#### Your objective
Repeat, exactly, the run of lines that opens with the line containing "Write the Svelte 5 code for this screenshot." and closes with the line containing "<h1>Matt Duffy [HQ]</h1>", and leave all other lines out.

#### Input data
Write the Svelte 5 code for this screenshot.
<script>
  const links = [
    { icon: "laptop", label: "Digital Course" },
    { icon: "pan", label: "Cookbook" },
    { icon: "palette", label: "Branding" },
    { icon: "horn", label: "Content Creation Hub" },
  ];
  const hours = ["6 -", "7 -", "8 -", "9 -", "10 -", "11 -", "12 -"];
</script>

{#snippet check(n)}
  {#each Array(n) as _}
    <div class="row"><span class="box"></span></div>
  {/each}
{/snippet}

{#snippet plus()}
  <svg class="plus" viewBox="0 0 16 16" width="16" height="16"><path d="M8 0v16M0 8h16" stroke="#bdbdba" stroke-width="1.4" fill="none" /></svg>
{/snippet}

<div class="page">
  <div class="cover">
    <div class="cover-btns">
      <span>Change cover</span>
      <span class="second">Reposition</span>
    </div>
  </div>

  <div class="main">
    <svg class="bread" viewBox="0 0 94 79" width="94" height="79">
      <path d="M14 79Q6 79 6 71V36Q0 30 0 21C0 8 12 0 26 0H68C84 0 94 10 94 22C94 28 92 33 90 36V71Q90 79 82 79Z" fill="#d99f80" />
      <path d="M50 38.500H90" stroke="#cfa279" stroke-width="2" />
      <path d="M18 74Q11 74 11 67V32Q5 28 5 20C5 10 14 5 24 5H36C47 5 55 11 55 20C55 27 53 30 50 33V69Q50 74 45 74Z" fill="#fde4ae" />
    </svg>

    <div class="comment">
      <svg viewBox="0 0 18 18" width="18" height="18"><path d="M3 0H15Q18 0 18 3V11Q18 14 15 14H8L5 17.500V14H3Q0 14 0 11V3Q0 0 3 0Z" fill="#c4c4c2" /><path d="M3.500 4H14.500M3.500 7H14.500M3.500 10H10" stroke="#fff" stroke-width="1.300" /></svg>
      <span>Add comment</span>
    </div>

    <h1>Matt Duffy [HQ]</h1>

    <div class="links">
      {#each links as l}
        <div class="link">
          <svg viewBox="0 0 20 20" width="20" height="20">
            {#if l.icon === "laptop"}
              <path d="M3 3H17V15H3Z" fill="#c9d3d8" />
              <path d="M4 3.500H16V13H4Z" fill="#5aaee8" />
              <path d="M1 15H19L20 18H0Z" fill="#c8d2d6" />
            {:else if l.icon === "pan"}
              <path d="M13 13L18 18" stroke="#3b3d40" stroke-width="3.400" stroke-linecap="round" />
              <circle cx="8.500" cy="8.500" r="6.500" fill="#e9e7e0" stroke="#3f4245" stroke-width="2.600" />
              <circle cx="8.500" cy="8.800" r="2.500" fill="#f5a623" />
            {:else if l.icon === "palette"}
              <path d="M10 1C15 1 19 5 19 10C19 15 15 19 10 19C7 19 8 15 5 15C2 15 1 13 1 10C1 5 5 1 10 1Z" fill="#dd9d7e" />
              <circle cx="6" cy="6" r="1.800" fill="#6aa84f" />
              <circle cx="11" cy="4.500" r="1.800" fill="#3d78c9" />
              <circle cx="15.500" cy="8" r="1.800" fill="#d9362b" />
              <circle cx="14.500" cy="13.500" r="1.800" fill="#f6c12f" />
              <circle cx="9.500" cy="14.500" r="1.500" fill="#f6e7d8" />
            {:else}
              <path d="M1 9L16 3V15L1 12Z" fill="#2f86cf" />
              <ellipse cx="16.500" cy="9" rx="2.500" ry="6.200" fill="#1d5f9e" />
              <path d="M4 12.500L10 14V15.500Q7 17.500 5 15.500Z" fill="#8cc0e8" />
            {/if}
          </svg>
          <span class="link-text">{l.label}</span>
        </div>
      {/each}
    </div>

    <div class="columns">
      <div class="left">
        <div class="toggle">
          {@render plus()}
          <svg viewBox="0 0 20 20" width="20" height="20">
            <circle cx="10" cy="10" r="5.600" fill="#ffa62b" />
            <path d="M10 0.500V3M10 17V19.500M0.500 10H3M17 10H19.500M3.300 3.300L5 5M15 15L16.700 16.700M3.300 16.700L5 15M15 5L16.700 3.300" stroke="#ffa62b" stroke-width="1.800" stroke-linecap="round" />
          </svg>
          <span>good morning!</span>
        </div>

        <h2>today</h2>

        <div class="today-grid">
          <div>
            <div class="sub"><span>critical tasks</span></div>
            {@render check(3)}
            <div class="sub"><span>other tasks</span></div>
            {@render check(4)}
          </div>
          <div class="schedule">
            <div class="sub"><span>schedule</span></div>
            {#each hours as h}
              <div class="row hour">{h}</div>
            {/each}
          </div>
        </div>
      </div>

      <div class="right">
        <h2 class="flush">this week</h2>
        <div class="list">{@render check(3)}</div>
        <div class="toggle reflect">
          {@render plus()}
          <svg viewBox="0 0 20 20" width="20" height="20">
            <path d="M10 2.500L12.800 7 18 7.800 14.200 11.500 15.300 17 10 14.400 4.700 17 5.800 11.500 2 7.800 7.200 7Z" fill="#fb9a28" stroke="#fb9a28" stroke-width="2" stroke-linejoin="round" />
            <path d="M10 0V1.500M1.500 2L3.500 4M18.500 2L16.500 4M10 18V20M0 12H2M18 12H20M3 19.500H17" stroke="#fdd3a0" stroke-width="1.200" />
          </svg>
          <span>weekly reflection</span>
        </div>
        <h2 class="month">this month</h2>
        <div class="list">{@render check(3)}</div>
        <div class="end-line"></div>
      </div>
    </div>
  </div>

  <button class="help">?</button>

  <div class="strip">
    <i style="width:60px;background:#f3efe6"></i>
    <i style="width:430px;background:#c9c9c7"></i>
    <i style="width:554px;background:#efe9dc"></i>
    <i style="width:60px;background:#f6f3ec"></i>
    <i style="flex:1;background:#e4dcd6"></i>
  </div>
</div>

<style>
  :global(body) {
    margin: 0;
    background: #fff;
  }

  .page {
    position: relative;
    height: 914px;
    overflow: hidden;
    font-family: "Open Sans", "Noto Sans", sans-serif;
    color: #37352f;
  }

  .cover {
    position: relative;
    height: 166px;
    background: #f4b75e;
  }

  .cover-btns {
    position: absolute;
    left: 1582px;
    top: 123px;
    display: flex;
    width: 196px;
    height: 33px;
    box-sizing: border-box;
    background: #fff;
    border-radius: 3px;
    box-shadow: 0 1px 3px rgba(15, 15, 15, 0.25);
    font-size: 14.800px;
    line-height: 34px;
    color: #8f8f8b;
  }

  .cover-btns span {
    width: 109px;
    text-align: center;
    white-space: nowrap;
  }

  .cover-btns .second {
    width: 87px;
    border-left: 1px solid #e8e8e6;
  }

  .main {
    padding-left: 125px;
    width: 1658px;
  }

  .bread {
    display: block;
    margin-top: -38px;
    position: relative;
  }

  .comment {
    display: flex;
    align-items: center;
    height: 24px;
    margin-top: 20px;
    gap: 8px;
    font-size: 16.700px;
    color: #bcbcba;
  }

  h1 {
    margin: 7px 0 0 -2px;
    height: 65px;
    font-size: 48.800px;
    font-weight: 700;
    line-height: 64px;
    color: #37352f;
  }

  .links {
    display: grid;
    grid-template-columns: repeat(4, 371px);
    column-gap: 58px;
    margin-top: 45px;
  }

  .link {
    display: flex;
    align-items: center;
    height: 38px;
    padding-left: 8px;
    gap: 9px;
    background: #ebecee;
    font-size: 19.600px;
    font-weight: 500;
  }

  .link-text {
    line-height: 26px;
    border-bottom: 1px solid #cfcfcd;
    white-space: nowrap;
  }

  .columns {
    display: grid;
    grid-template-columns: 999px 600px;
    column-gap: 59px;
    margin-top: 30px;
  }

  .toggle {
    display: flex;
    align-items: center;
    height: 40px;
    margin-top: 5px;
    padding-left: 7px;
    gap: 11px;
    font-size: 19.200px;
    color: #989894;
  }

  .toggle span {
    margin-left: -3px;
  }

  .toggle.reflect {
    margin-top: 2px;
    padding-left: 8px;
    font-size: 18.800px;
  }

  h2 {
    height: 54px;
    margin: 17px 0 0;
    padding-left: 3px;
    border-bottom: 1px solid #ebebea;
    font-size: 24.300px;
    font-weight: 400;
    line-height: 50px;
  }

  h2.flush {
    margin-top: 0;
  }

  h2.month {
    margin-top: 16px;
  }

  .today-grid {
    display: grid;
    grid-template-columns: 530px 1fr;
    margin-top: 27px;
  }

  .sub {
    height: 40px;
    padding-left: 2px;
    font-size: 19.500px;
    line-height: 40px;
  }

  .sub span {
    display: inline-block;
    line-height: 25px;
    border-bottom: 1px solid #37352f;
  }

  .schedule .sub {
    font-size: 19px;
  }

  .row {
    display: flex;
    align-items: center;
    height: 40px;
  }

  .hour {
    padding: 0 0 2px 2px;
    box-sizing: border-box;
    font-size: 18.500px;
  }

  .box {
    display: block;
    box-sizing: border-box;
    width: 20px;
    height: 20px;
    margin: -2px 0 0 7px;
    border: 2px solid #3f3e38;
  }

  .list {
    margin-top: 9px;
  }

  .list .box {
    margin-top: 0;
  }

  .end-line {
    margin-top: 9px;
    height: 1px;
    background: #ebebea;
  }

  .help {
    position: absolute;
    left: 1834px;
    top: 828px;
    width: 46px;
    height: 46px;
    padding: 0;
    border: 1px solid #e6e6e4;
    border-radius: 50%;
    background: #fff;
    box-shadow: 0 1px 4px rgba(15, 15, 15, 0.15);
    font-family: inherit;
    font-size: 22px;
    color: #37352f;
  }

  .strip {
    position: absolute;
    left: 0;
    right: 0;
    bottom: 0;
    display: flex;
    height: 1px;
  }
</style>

---

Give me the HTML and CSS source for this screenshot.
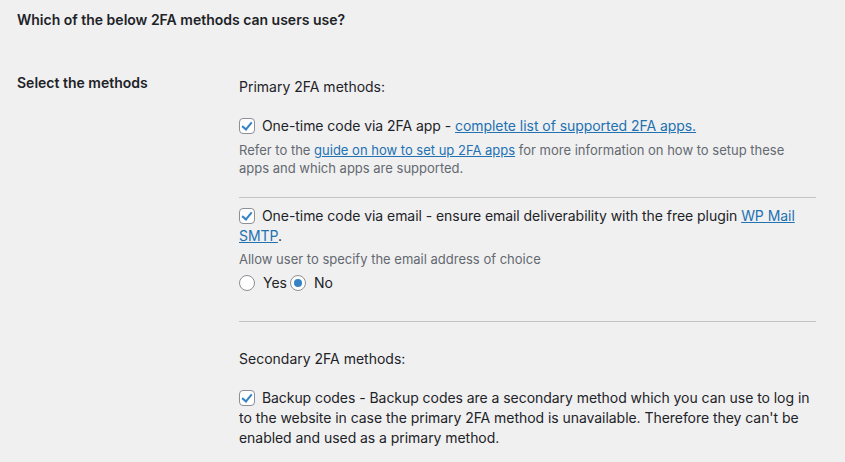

#### Exercise response
Write the Svelte 5 code for this screenshot.
<script>
  const links = [
    { icon: "laptop", label: "Digital Course" },
    { icon: "pan", label: "Cookbook" },
    { icon: "palette", label: "Branding" },
    { icon: "horn", label: "Content Creation Hub" },
  ];
  const hours = ["6 -", "7 -", "8 -", "9 -", "10 -", "11 -", "12 -"];
</script>

{#snippet check(n)}
  {#each Array(n) as _}
    <div class="row"><span class="box"></span></div>
  {/each}
{/snippet}

{#snippet plus()}
  <svg class="plus" viewBox="0 0 16 16" width="16" height="16"><path d="M8 0v16M0 8h16" stroke="#bdbdba" stroke-width="1.4" fill="none" /></svg>
{/snippet}

<div class="page">
  <div class="cover">
    <div class="cover-btns">
      <span>Change cover</span>
      <span class="second">Reposition</span>
    </div>
  </div>

  <div class="main">
    <svg class="bread" viewBox="0 0 94 79" width="94" height="79">
      <path d="M14 79Q6 79 6 71V36Q0 30 0 21C0 8 12 0 26 0H68C84 0 94 10 94 22C94 28 92 33 90 36V71Q90 79 82 79Z" fill="#d99f80" />
      <path d="M50 38.500H90" stroke="#cfa279" stroke-width="2" />
      <path d="M18 74Q11 74 11 67V32Q5 28 5 20C5 10 14 5 24 5H36C47 5 55 11 55 20C55 27 53 30 50 33V69Q50 74 45 74Z" fill="#fde4ae" />
    </svg>

    <div class="comment">
      <svg viewBox="0 0 18 18" width="18" height="18"><path d="M3 0H15Q18 0 18 3V11Q18 14 15 14H8L5 17.500V14H3Q0 14 0 11V3Q0 0 3 0Z" fill="#c4c4c2" /><path d="M3.500 4H14.500M3.500 7H14.500M3.500 10H10" stroke="#fff" stroke-width="1.300" /></svg>
      <span>Add comment</span>
    </div>

    <h1>Matt Duffy [HQ]</h1>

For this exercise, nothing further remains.